Once through with the calculation of the first order derivatives, we move forward to introducing the Product Rule Formula as given below:

f'(x) = [v(x) . u'(x) + u(x) . v'(x)]

Placing in the values calculated above will give us the end result i.e., solution to the derivative of the given product of two functions.

f'(x) = log x . 1 + x . $\frac{1}{x}$ = log x + 1

### Example 2

Consider the combination of functions given as:

$f(x) = (1 – x^3) e^{2x}$

Solve for the first-order differential of this expression using the Product Rule of Differentiation.

### Solution

We start off by rearranging the given equation in terms of the functions it is made from.

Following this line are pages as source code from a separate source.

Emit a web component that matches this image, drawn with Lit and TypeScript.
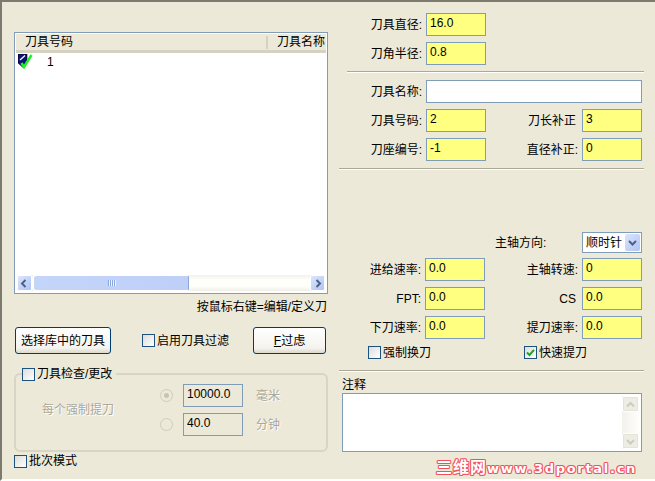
import { LitElement, html, css, svg } from "lit";
import { customElement } from "lit/decorators.js";

const arrow = (dir: "l" | "r" | "u" | "d", color: string) => {
  const p = { l: "M7.5 3 4 6.5 7.5 10", r: "M5.5 3 9 6.5 5.5 10", u: "M3 8.5 6.5 5 10 8.5", d: "M3 5 6.5 8.5 10 5" }[dir];
  return html`<svg width="13" height="13" viewBox="0 0 13 13">${svg`<path d=${p} fill="none" stroke=${color} stroke-width="2"/>`}</svg>`;
};

@customElement("app-root")
export class AppRoot extends LitElement {
  static styles = css`
    :host {
      display: block;
      width: 655px;
      height: 481px;
      font: 12px/14px "Liberation Sans", "Noto Sans CJK SC", sans-serif;
      color: #000;
    }
    * { box-sizing: border-box; }
    .root {
      width: 655px; height: 481px;
      background: #ece9d8;
      border-top: 2px solid #7d7b70;
      border-left: 2px solid #7d7b70;
      border-bottom: 2px solid #fff;
      display: grid;
      grid-template-columns: 337px 1fr;
      overflow: hidden;
    }
    .left { padding: 30px 0 0 12px; display: flex; flex-direction: column; }
    .right { padding-top: 11px; display: flex; flex-direction: column; position: relative; }

    .list { width: 314px; height: 262px; border: 1px solid #7f9db9; background: #fff; padding: 1px; display: flex; flex-direction: column; }
    .lhead { height: 19px; background: #ece9d8; border-bottom: 3px solid #d6d2c2; display: flex; align-items: center; font-size: 12px; flex: none; }
    .lhead .c1 { width: 252px; padding-left: 9px; border-right: 2px solid #d6d2c2; height: 13px; line-height: 13px; }
    .lhead .c2 { padding-left: 9px; white-space: nowrap; }
    .lbody { flex: 1; display: flex; align-items: flex-start; padding: 1px 0 0 2px; gap: 14px; }
    .lbody span { line-height: 14px; padding-top: 1px; }
    .hsb { height: 16px; flex: none; display: flex; align-items: stretch; background: linear-gradient(#f3f1ec, #fefefb 30%, #fefefb 70%, #f0efe7); margin: 0 1px 1px 1px; }
    .sbtn { width: 15px; flex: none; background: linear-gradient(135deg, #dbe5fd, #afc4f5); border: 1px solid #fff; border-radius: 2px; display: flex; align-items: center; justify-content: center; }
    .thumb { width: 156px; margin-left: 1px; background: linear-gradient(90deg, #c4d5fb, #bed0f8); border: 1px solid #fff; border-right-color: #8ea5d8; border-radius: 3px; display: flex; align-items: center; justify-content: center; gap: 1px; }
    .thumb i { width: 1px; height: 6px; background: #8ca6e0; box-shadow: 1px 0 #eef3fe; margin-right: 0; }
    .gap { flex: 1; }

    .hint { text-align: right; width: 313px; margin-top: 6px; height: 14px; }
    .actions { display: flex; align-items: center; height: 27px; margin-top: 13px; }
    button { font: inherit; color: #000; padding: 0; height: 27px; border: 1px solid #003c74; border-radius: 3px; background: linear-gradient(#fff, #f4f3ee 80%, #dcd8ca); }
    .b1 { width: 96px; margin-left: 1px; }
    .b2 { width: 73px; margin-left: 24px; }
    u { text-decoration: underline; }

    .check { display: inline-flex; align-items: center; gap: 2px; white-space: nowrap; }
    .box { width: 13px; height: 13px; flex: none; border: 1px solid #1c5180; background: linear-gradient(135deg, #dcdcd7, #fff); display: block; }
    .box.on { display: flex; align-items: center; justify-content: center; }
    .c-filter { margin-left: 31px; }

    fieldset { margin: 13px 0 0 0; width: 314px; height: 85px; padding: 0; border: 2px solid #d8d5c4; border-radius: 6px; }
    legend { margin-left: 6px; padding: 0 4px 0 0; height: 14px; line-height: 14px; }
    .ggrid { display: grid; grid-template-columns: 145px 22px 60px auto; grid-auto-rows: 23px; row-gap: 6px; align-items: center; margin: 3px 0 0 0; }
    .dis { color: #aca899; text-shadow: 1px 1px 0 #fff; }
    .each { grid-row: 1 / span 2; padding-left: 26px; }
    .radio { width: 13px; height: 13px; border-radius: 50%; border: 1px solid #cfccbb; background: #ece9d8; display: flex; align-items: center; justify-content: center; margin-left: -1px; }
    .radio b { width: 5px; height: 5px; border-radius: 50%; background: #c6c3b4; }
    .r2 { grid-column: 2; }
    .ggrid .unit { padding-left: 13px; }
    .batch { margin: 2px 0 0 0; }

    input { font: inherit; color: #000; border: 1px solid #7f9db9; height: 23px; width: 60px; padding: 0 0 4px 3px; outline: none; background: #ffff80; display: block; border-radius: 0; }
    input.dinput { background: #ece9d8; }
    input.w { background: #fff; width: 216px; }

    .row { display: flex; align-items: center; height: 23px; }
    .lab { width: 83px; text-align: right; flex: none; white-space: nowrap; }
    .lab2 { width: 92px; text-align: right; flex: none; white-space: nowrap; }
    .row .lab + input { margin-left: 4px; }
    .row .lab2 + input { margin-left: 4px; }
    .row.low .lab { width: 82px; }
    .row.low .lab2 { width: 93px; }
    .pr { padding-right: 2px; }
    .mt6 { margin-top: 6px; }
    .sep { height: 2px; border-top: 1px solid #aca899; border-bottom: 1px solid #fff; flex: none; }
    .s1 { margin: 6px 11px 0 8px; }
    .s2 { margin: 7px 11px 0 0; }
    .s3 { margin: 11px 11px 0 0; }
    .r1 { margin-top: 7px; }
    .n1 { margin-top: 6px; }
    .sel { width: 60px; height: 21px; border: 1px solid #7f9db9; background: #fff; margin-left: 36px; display: flex; align-items: center; justify-content: space-between; padding: 0 1px 0 3px; }
    .selb { width: 15px; height: 17px; background: linear-gradient(135deg, #dbe5fd, #afc4f5); border-radius: 2px; display: flex; align-items: center; justify-content: center; }
    .spin { margin-top: 62px; height: 21px; padding-left: 156px; }
    .spin-l { white-space: nowrap; width: 51px; }
    .f1 { margin-top: 5px; }
    .checks { display: flex; height: 13px; margin-top: 7px; padding-left: 29px; }
    .checks .check + .check { margin-left: 93px; }
    .note { margin: 6px 0 0 3px; height: 14px; line-height: 14px; }
    .area { margin: 1px 0 0 3px; width: 300px; height: 59px; border: 1px solid #7f9db9; background: #fff; display: flex; justify-content: flex-end; padding: 2px; }
    .vsb { width: 17px; display: flex; flex-direction: column; justify-content: space-between; background: linear-gradient(90deg, #f3f1ec, #fefefb); }
    .vb { height: 16px; background: #eeede5; border: 1px solid #fff; border-radius: 2px; display: flex; align-items: center; justify-content: center; box-shadow: 0 0 0 1px #e6e3d5 inset; }
    .mark { align-self: flex-end; margin: 8px 18px 0 0; height: 15px; font: bold 13px/15px "DejaVu Sans", "Noto Sans CJK SC", sans-serif; color: #fff; letter-spacing: 1.7px; white-space: nowrap;
      text-shadow: 1px 0 #f0505c, -1px 0 #f0505c, 0 1px #f0505c, 0 -1px #f0505c, 1px 1px #f77, -1px -1px #f77, 1px -1px #f77, -1px 1px #f77; }
    .mark span { font-size: 16px; letter-spacing: 1px; }
  `;

  private box(on = false) {
    return on
      ? html`<span class="box on"><svg width="11" height="11" viewBox="0 0 11 11"><path d="M2 5.5 4.5 8 9 2.8" fill="none" stroke="#21a121" stroke-width="2"/></svg></span>`
      : html`<span class="box"></span>`;
  }

  private row1(label: string, value: string) {
    return html`<span class="lab">${label}</span><input readonly value=${value} />`;
  }

  private row2(label: string, value: string, cls = "") {
    return html`<span class="lab2 ${cls}">${label}</span><input readonly value=${value} />`;
  }

  render() {
    return html`<div class="root">
      <div class="left">
        <div class="list">
          <div class="lhead"><div class="c1">刀具号码</div><div class="c2">刀具名称</div></div>
          <div class="lbody">
            <svg width="15" height="15" viewBox="0 0 15 15">
              <path d="M0 0H9V9L4.5 13 0 9Z" fill="#10107a" stroke="#000" stroke-width=".6"/>
              <path d="M2 6 7 1.5" stroke="#fff" stroke-width="1.2"/>
              <path d="M3.5 9 6 13 13.5 1" fill="none" stroke="#22f022" stroke-width="2.6"/>
            </svg>
            <span>1</span>
          </div>
          <div class="hsb">
            <div class="sbtn">${arrow("l", "#4d6185")}</div>
            <div class="thumb"><i></i><i></i><i></i><i></i></div>
            <div class="gap"></div>
            <div class="sbtn">${arrow("r", "#4d6185")}</div>
          </div>
        </div>
        <div class="hint">按鼠标右键=编辑/定义刀</div>
        <div class="actions">
          <button class="b1">选择库中的刀具</button>
          <label class="check c-filter">${this.box()}启用刀具过滤</label>
          <button class="b2"><u>F</u>过虑</button>
        </div>
        <fieldset>
          <legend><span class="check">${this.box()}刀具检查/更改</span></legend>
          <div class="ggrid">
            <div class="dis each">每个强制提刀</div>
            <div class="radio"><b></b></div>
            <input class="dinput" readonly value="10000.0" />
            <div class="dis unit">毫米</div>
            <div class="radio r2"></div>
            <input class="dinput" readonly value="40.0" />
            <div class="dis unit">分钟</div>
          </div>
        </fieldset>
        <label class="check batch">${this.box()}批次模式</label>
      </div>
      <div class="right">
        <div class="row">${this.row1("刀具直径:", "16.0")}</div>
        <div class="row mt6">${this.row1("刀角半径:", "0.8")}</div>
        <div class="sep s1"></div>
        <div class="row r1"><span class="lab">刀具名称:</span><input class="w" readonly value="" /></div>
        <div class="row n1">${this.row1("刀具号码:", "2")}${this.row2("刀长补正", "3", "pr")}</div>
        <div class="row mt6">${this.row1("刀座编号:", "-1")}${this.row2("直径补正:", "0")}</div>
        <div class="sep s2"></div>
        <div class="row spin">
          <span class="spin-l">主轴方向:</span>
          <div class="sel"><span>顺时针</span><span class="selb">${arrow("d", "#4d6185")}</span></div>
        </div>
        <div class="row low f1">${this.row1("进给速率:", "0.0")}${this.row2("主轴转速:", "0")}</div>
        <div class="row low mt6">${this.row1("FPT:", "0.0")}${this.row2("CS", "0.0", "pr")}</div>
        <div class="row low mt6">${this.row1("下刀速率:", "0.0")}${this.row2("提刀速率:", "0.0")}</div>
        <div class="checks"><label class="check">${this.box()}强制换刀</label><label class="check">${this.box(true)}快速提刀</label></div>
        <div class="sep s3"></div>
        <div class="note">注释</div>
        <div class="area"><div class="vsb"><div class="vb">${arrow("u", "#cfccbb")}</div><div class="vb">${arrow("d", "#cfccbb")}</div></div></div>
        <div class="mark"><span>三维网</span>www.3dportal.cn</div>
      </div>
    </div>`;
  }
}
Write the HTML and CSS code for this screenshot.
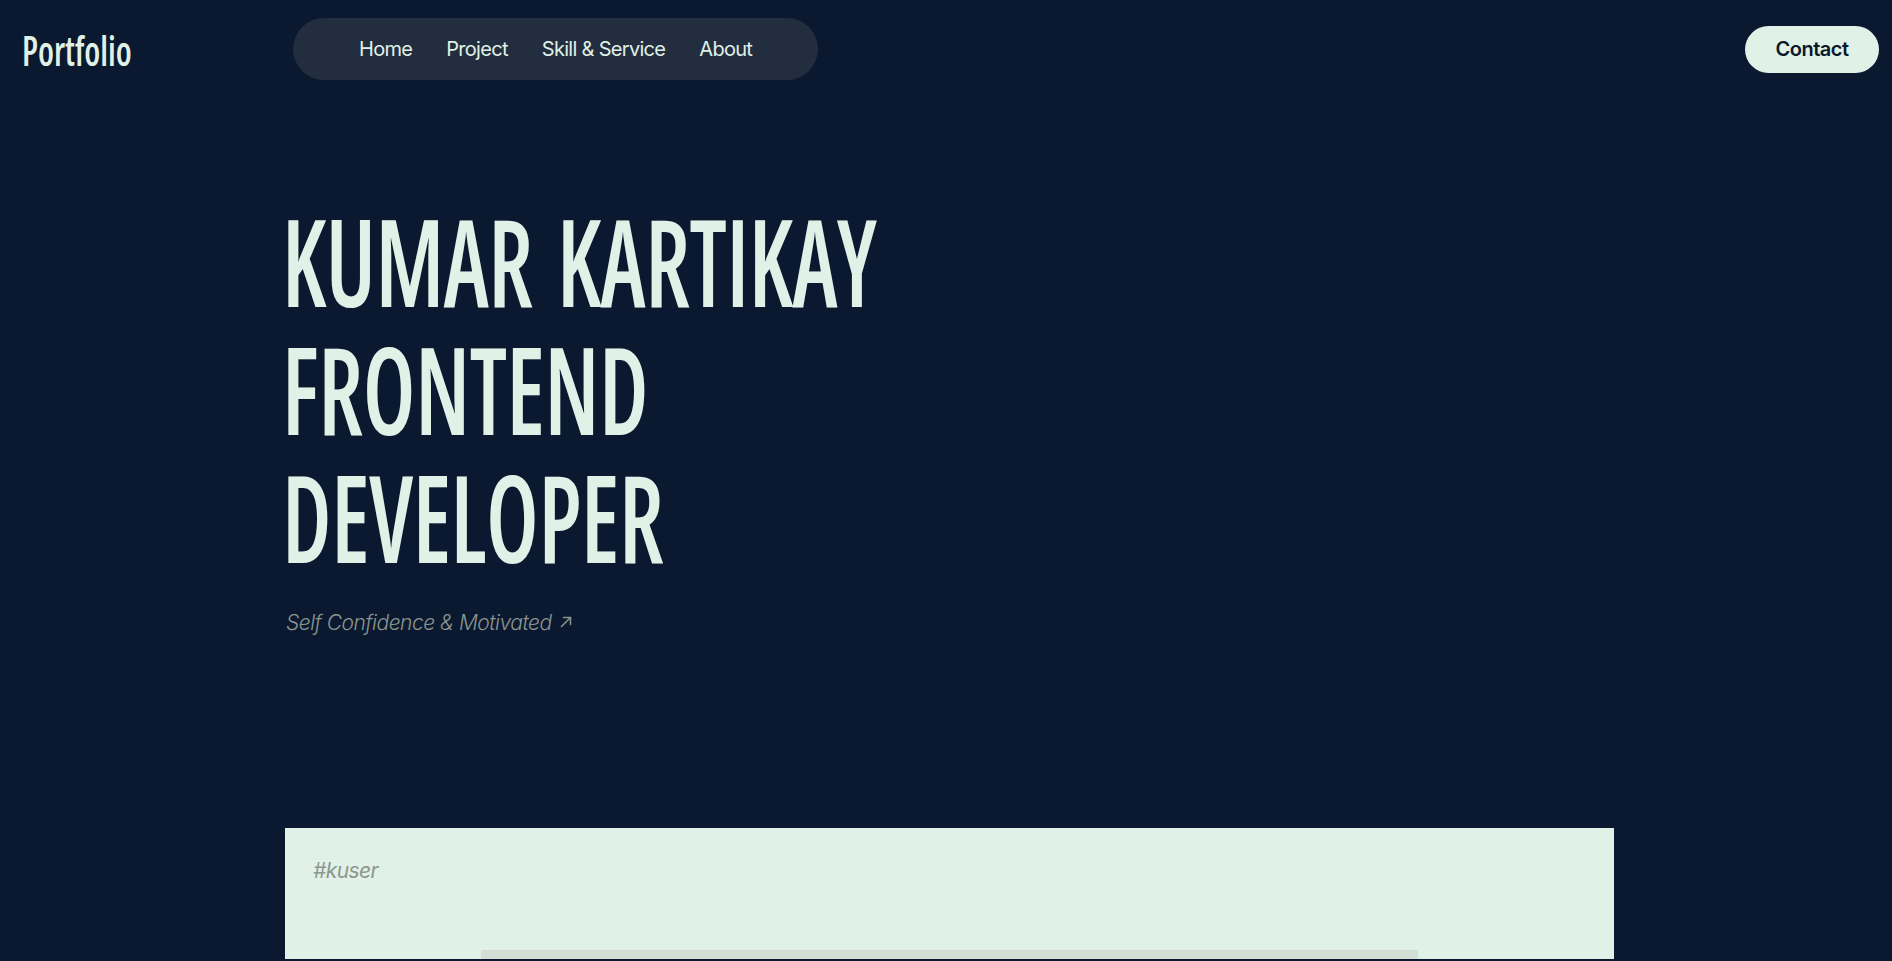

This can be done as follows:

f(x) = u(x) . v(x)

$\begin{matrix}u(x) = (1 – x^3), & v(x) = e^{2x} \end{matrix}$

Here, we have u and v, both representing the constituents of the original f(x). Now, we must apply derivative on these constituting functions and get u’, and v’. This done here:

$\begin{matrix}u'(x) = \frac{d}{dx} (1 – x^3) = -3x^2, & v'(x) = \frac{d}{dx} (e^{2x}) = 2e^{2x} \end{matrix}$

Now, we have all the required pieces to build up to the result. We bring in the formula for the Product Rule for the derivative of multiplying values.

f'(x) = [v(x) . u'(x) + u(x) . v'(x)]

Finally, we conclude by putting in the values we have calculated above and therefore finding the solution to our problem as follows:

$f'(x) = e^{2x}\cdot -3x^2 + (1 – x^3) \cdot 2e^{2x} = e^{2x}(2 – 3x^2 – 2x^3)$